Der Diesel hat keine Zukunft mehr
Die Umtauschprämien mögen den Absatz der Autohersteller beflügeln, doch sie kosten viel Geld, auch wenn sie mit anderen Preisnachlässen verrechnet werden. Schuld am Debakel sind nicht alleine die Dieselbetrüger von VW. Auch andere Hersteller trugen dazu bei, selbst wenn sie nicht betrogen haben, weil ihre Kreativität bei der Abschaltung von Katalysatoren keine Grenzen kannte. Politiker und Aufsichtsbehörden haben ebenfalls versagt, denn sie definierten Testbedingungen, die weniger einer realen Autofahrt als einer Realsatire glichen. Autofahrer, die ihre Tankfüllung selbst bezahlen, wissen seit jeher, dass der tatsächliche Verbrauch höher ist als der aus dem Prospekt. Doch wer wusste, dass Politiker selbst mit „Thermofenstern“ und „Abschalteinrichtungen“ hantierten und so zum allgemeinen Betrugsgefühl beitrugen?

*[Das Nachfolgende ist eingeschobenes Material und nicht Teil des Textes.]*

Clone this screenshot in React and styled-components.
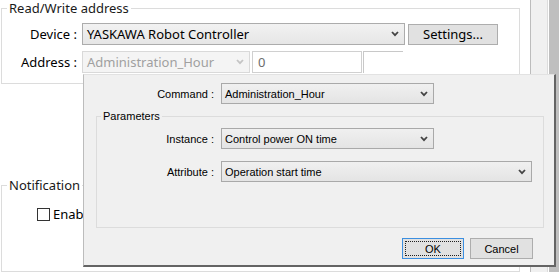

Politiker und Hersteller haben gemeinsam den guten Ruf von Deutschlands Schlüsselindustrie verspielt, damit auch deren Vorsprung in der Dieselmotorentechnik. Obwohl die nächste Dieselgeneration den Ausstoß von Stickoxid auf ein Zehntel zu reduzieren verspricht und steigender Kohlendioxidausstoß schädlich für das Klima ist, hat der Diesel keine Zukunft mehr.
Durch den Elektroantrieb wird das Auto weniger komplex, viel wichtiger werden das Internet und die Cloud. Was heißt das für den größten Hersteller der Welt? VW verbündet sich gerade mit Microsoft und plant zwei Software-Entwicklungszentren, eines in Amerikas IT-Hauptstadt Seattle, das andere in China. Das wäre eine Frage für die Bundesregierung: Wieso verfügt Deutschland eigentlich nicht über eine ausreichend große und wettbewerbsfähige Software-Industrie?